The king is in a bind – he cannot heal Naaman but is put in a position of being offered diplomatic gifts, etc. etc. He rends his clothing, and Elisha hears about that, telling the king to send Naaman over to Elisha’s house. Naaman, lofty as he is, having listened to a lowly serving girl, amassed this big mess of gifts from his king, made the journey to the land he had conquered, is now shuffled off to a common house on a crowded street to make his request for healing. Elisha doesn’t even come out. He just sends word for Naaman to bathe seven times in the lowly muddy Jordan. Naaman has been abased. He feels bad enough about needing healing – now he assumes he has been intentionally humbled by people he has conquered. He just refuses to put up with it any more and heads out toward the road home. It is again a servant who talks him into going through with the Jordan bathing ritual. Lower and lower. But, give him credit, he does it.
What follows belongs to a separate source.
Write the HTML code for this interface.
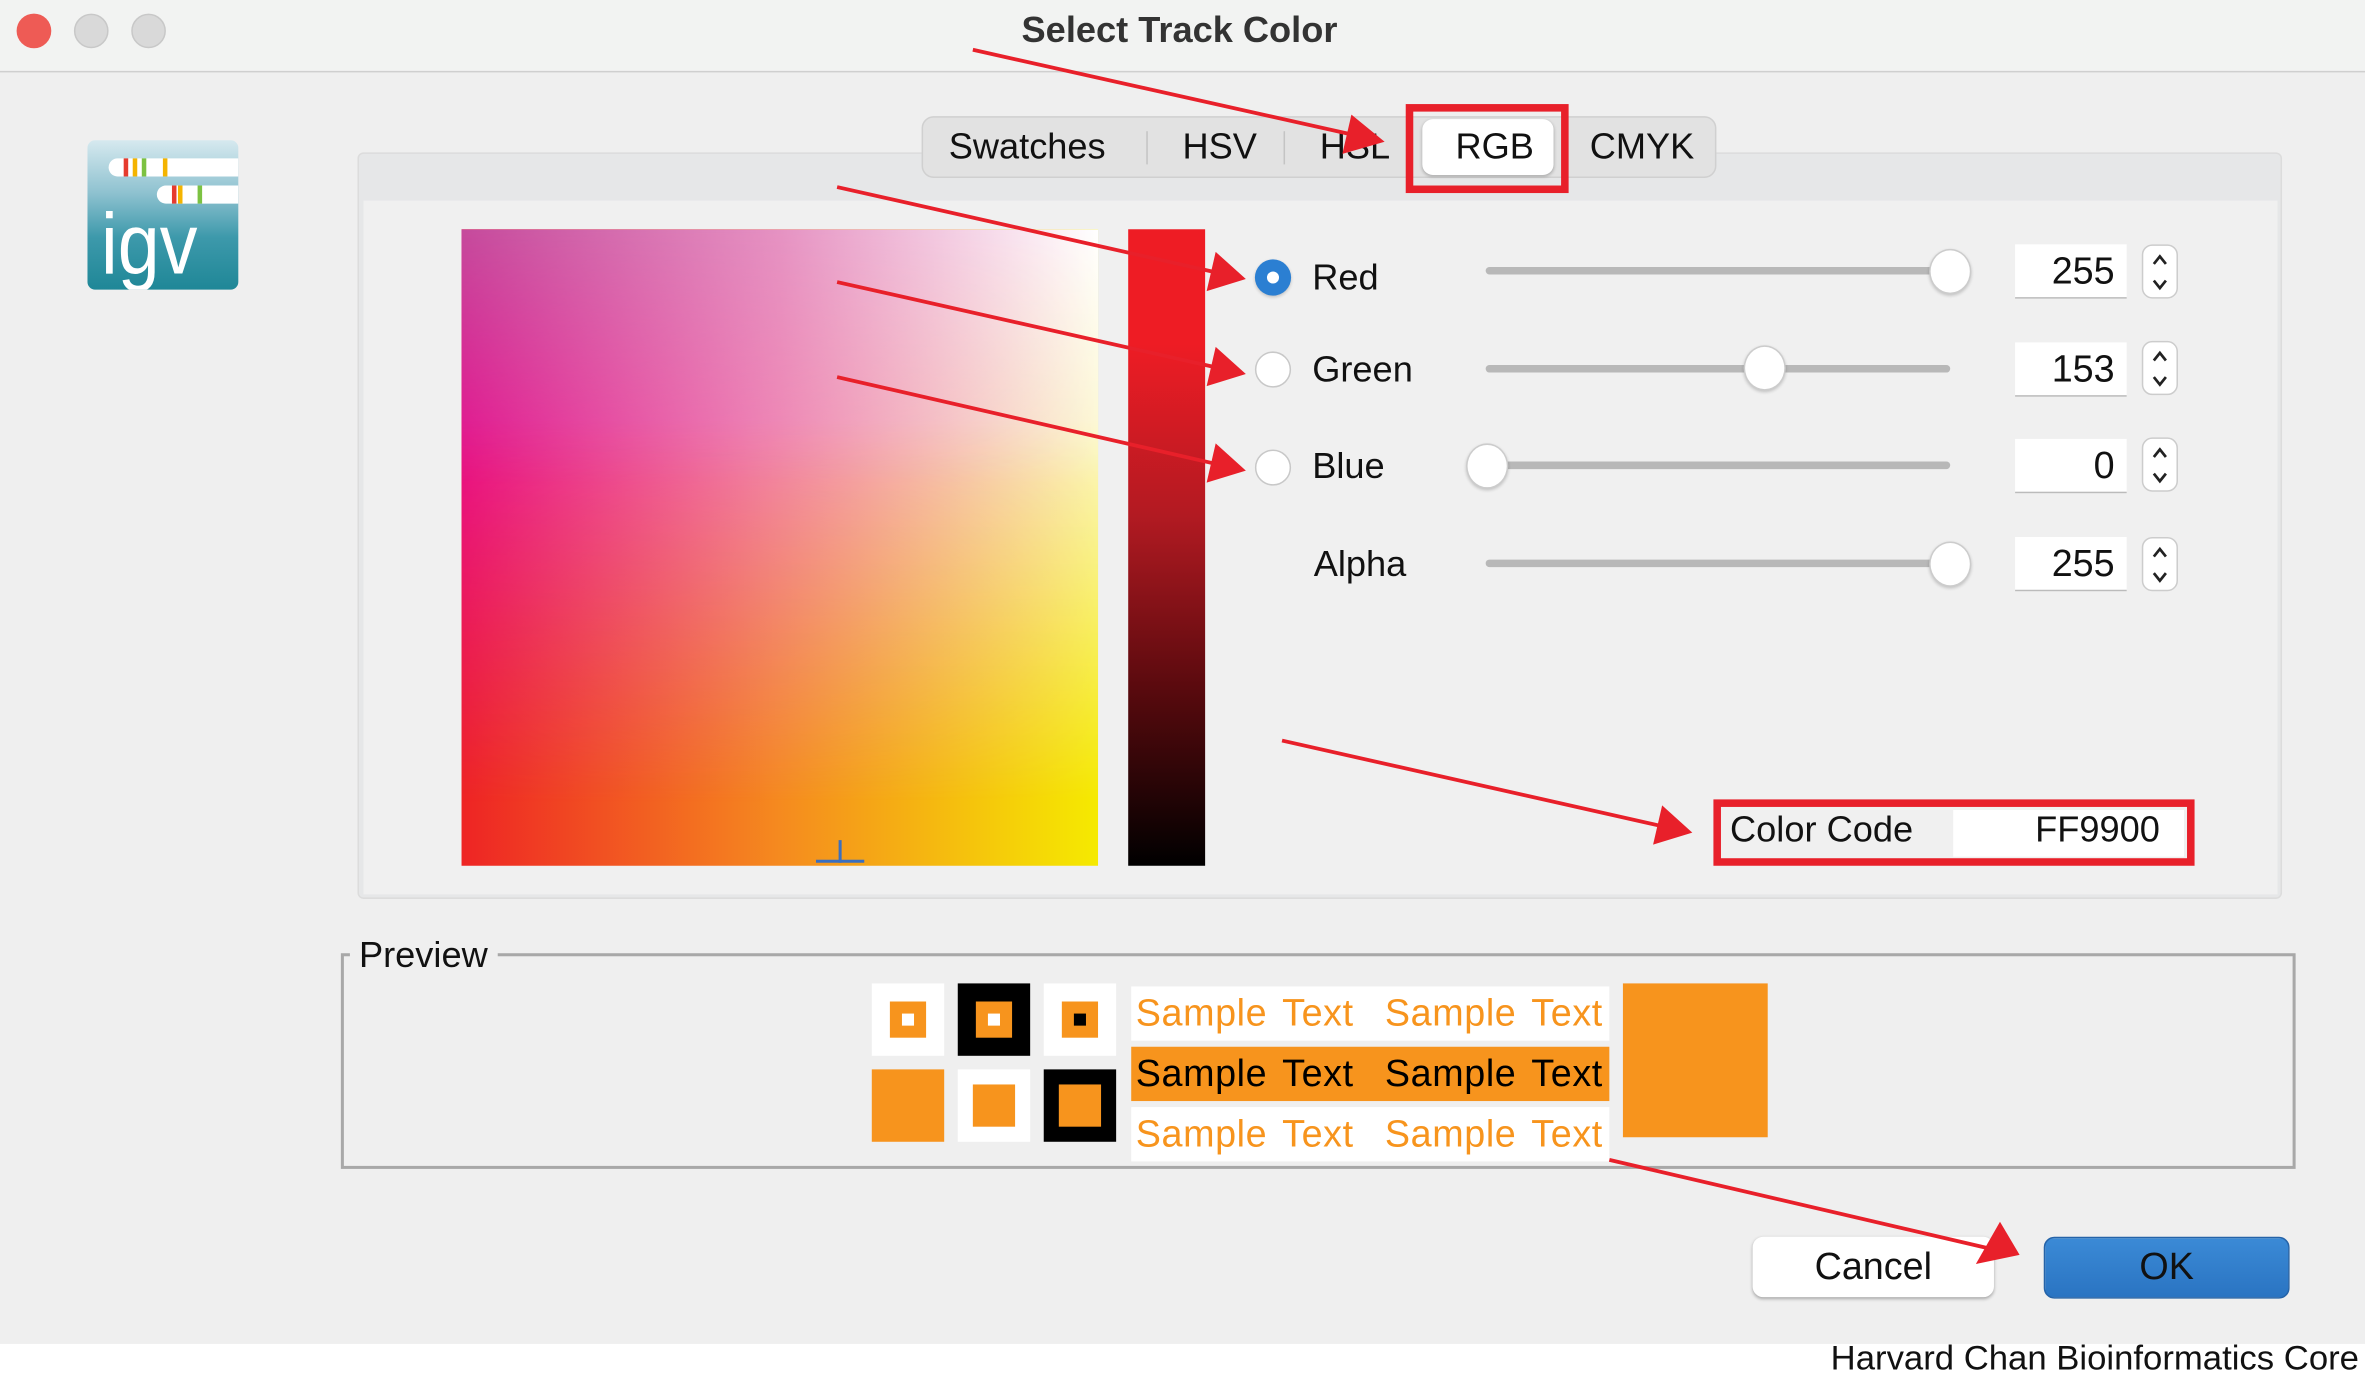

Naaman must not ever before have had a god to put faith in, to trust in, perhaps. He didn’t have a true and deep relationship with any god of the Arameans. And he was a foreigner in Samaria, Elisha’s country – how and why would a foreign god help him? Gods were seen to rule over territories then. But Naaman was completely healed. This is a true mystery and revelation to Naaman. Cured, he goes back and actually meets Elisha, who won’t accept the boatload of gifts, for it was God and not Elisha who healed Naaman. Naaman vows to worship Elisha’s God back home in Aram, and he takes two cartloads of Samarian dirt back to Aram to build an altar that Elisha’s God would recognize as on and of Samarian soil. God helps the foreigner, through a Samaritan prophet. I think Jesus must have loved this story, too. It reveals a lot about the God of Abraham, Isaac, and Jacob. And us.

A prayer:

Lord God, Thank you for loving us. Thank you for the story of proud Naaman who let himself be taken down a peg or two in order to be open to receiving your gift of healing. Thanks for letting us see these human beings from so long ago whose lives you touched. Help us to see your touch in our lives today and to testify to others that you are still working and able to be seen. Amen.